The concept of show-and-tell sessions at school, although relatively new in the UK, is familiar to me; my Mum worked as, among other things, a secretary in a school attached to a Catholic church in New York in the early '60's. So, when Minima came home and told us her history class was putting on a form of show and tell for older kids, I knew the sort of thing she meant.
Her class was tasked with tracing their family trees, finding out where times of their predecessor's lives intersected with history, and bringing in some sort of artefact connected with one such crux.
I had no hesition and gave her a battered tin of my mother's, which contained most of what we have left of my Grandad, and told her about the contents.

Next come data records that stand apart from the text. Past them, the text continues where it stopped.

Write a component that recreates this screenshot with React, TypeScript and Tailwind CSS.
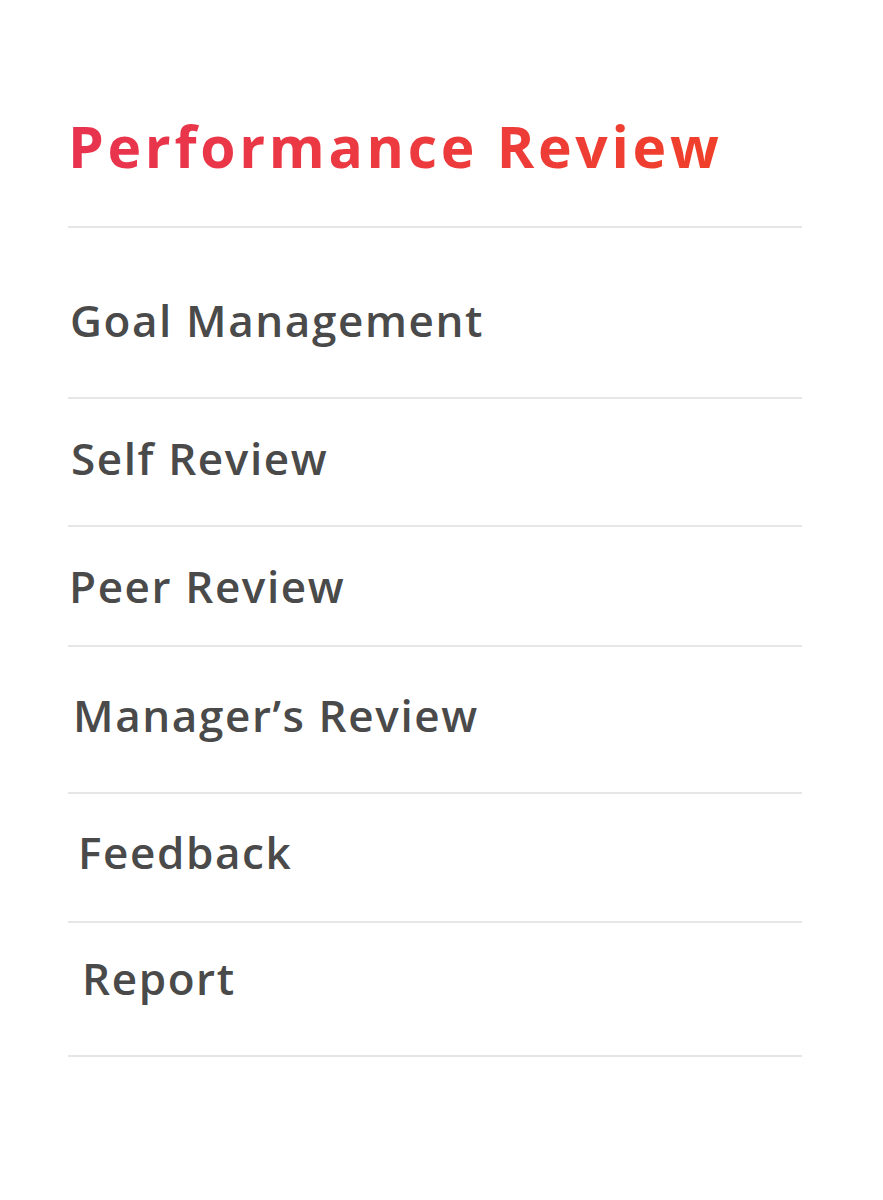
const items = [
  { label: 'Goal Management', row: 'h-[171px] pt-[67px] pl-[2px]' },
  { label: 'Self Review', row: 'h-[128px] pt-[34px] pl-[3px]' },
  { label: 'Peer Review', row: 'h-[120px] pt-[34px] pl-[1px]' },
  { label: 'Manager’s Review', row: 'h-[147px] pt-[43px] pl-[5px]' },
  { label: 'Feedback', row: 'h-[129px] pt-[33px] pl-[10px]' },
  { label: 'Report', row: 'h-[134px] pt-[30px] pl-[14px]' },
];

export default function App() {
  return (
    <div className="min-h-[1200px] bg-white font-['Open_Sans',sans-serif]">
      <div className="ml-[68px] w-[734px] pt-[111px]">
        <h1 className="h-[115px] text-[57px] font-bold leading-[70px] tracking-[3.7px] bg-gradient-to-r from-[#e8334f] to-[#f0402a] bg-clip-text text-transparent w-fit">
          Performance Review
        </h1>
        <ul className="border-t-2 border-[#e6e6e6]">
          {items.map((item) => (
            <li
              key={item.label}
              className={`border-b-2 border-[#e6e6e6] ${item.row}`}
            >
              <span className="text-[44px] font-semibold leading-[50px] tracking-[1.6px] text-[#4a4a4a]">
                {item.label}
              </span>
            </li>
          ))}
        </ul>
      </div>
    </div>
  );
}
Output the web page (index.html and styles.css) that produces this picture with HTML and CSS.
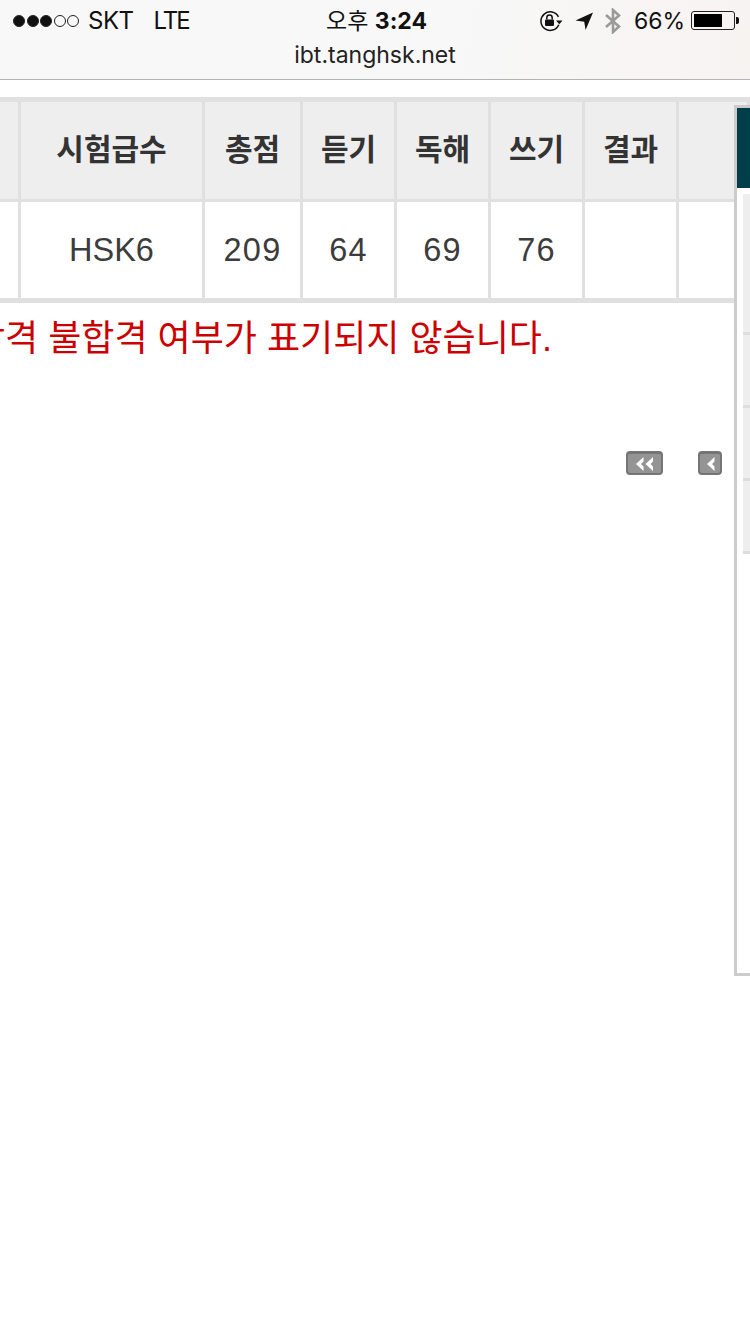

There are two cap badges in it, one of which is from the Argyll and Sutherland Highlanders. This was, however, his second regiment. The batallion of his first (the other cap badge, I think, is from the Highland Light Infantry), I've learnt at my mother's knee, was wiped out in France, and he stayed in the ASH when the survivors were brought within their fold.
First things first: he lied about his age to join the army and escape his job at the Parkhead Forge in Glasgow. Exploitative child labour in Great Britain had been attacked from all points on the political spectrum since the mid-1800's, but a coalition of distant managers, unprincipled gaffers and negligent parents conspired in to keep it going in some outfits for longer than is generally recognised in the history books.
Another precious reminder of him is a decaying photograph of a proud young sergeant taken not too long before the start of the Great War, which was far too fragile to entrust to Minima's enthusiastic mercies. It was as a sergeant that Grandad, Jim, first became empowered. A junior officer not long out of training school had come to his barracks, and soon picked up that if a soldier came to the Sergeant for a chit requiring a form to be filled in, Jim would make the soldier write what had to be entered on the form on the blackboard in the office. When asked why, he'd reply "I've got to check you's can all read an' write!"
It didn't take the officer long to click that Jim was functionally illiterate, and was simply copying the squiggles on the blackboard onto the forms, so he had Jim sent onto a literacy course. It was the making of him.
During the crucible of the Great War which made some men, broke others and rendered yet more silent on the subject until their deaths, Jim was able to use his own knowledge to "look after" the officer. In the Gallipoli campaign, for example, he advised the officer to order soldiers to pick up their comrades' corpses and put them on their backs. Turkish machine-guns were ahead of them, but some of the Allied ships behind were aiming their gunfire too low.
After the war, the two men never met again. But the officer - I wish I knew his name - never forgot his first Sergeant, and went to his funeral in the mid-50's.
Meanwhile, during the Second World War, Jim was too old to go abroad. But he played an important role training troops in Maryhill Barracks, Glasgow, which also acted as a receiving point for deserters. He would retrieve deserters from all over Scotland, and take them to his home for a bowl of soup before he handed them over to Maryhill: during WWI, he'd been one of the NCO's to realise that a conscript who had, for whatever reason, passed a certain point of panic was a liability, and had colluded in shooting off toes or trigger fingers.
Grandad had to sell most of his medals to collectors to get by, but couldn't bear to part with his WWI and WWII campaign medals. He was, however, especially proud of his Argyll and Sutherland Highlanders cap-badge, which is why I think my Mum was so protective of it. She said he was disappointed in those Scots, predominantly Glaswegians, who mispronounced the name of the regiment as "Argyll and Southern Highlanders". It betrays geographical ignorance of colossal proportions - Sutherland is the northernmost part of Scotland, so-called because to the Vikings it was the land to the south.
Although war-wounded to a degree that at times disabled him, Jim was refused help because in his more robust days he'd been a political agitator for an ideology that seems now to be de rigeur in Europe. But he was no ideologue: the memories of staying up all nights to protect eight newborns - three of whom survived to their teens - from rats left him angry. He was a member of the Independent Labour Party, but wasn't able to contribute many ideas because he couldn't afford the fees to make it to their summer schools. I thank God that shortly before he died he saw his first grandchild - my cousin.
I also thank God that he died before people of his own political persuasion capitulated to the ambivalence that left-wingers now feel about patriotism. It's obviously good that the Government has moved to protect the savings and the aspirations of people who invested their money in banks that appeared to be safe. But where was that support when British solders were being killed and injured because their vehicles were not up to the standard required to protect those inside them from landmines?
US spending for the welfare of veterans was $33 billion in 2006. I am unable to find the equivalent UK figure.
Rest in peace, Jim. I pray that you and my Mum are waiting for me so that we can have a ding-dong of epic proportions.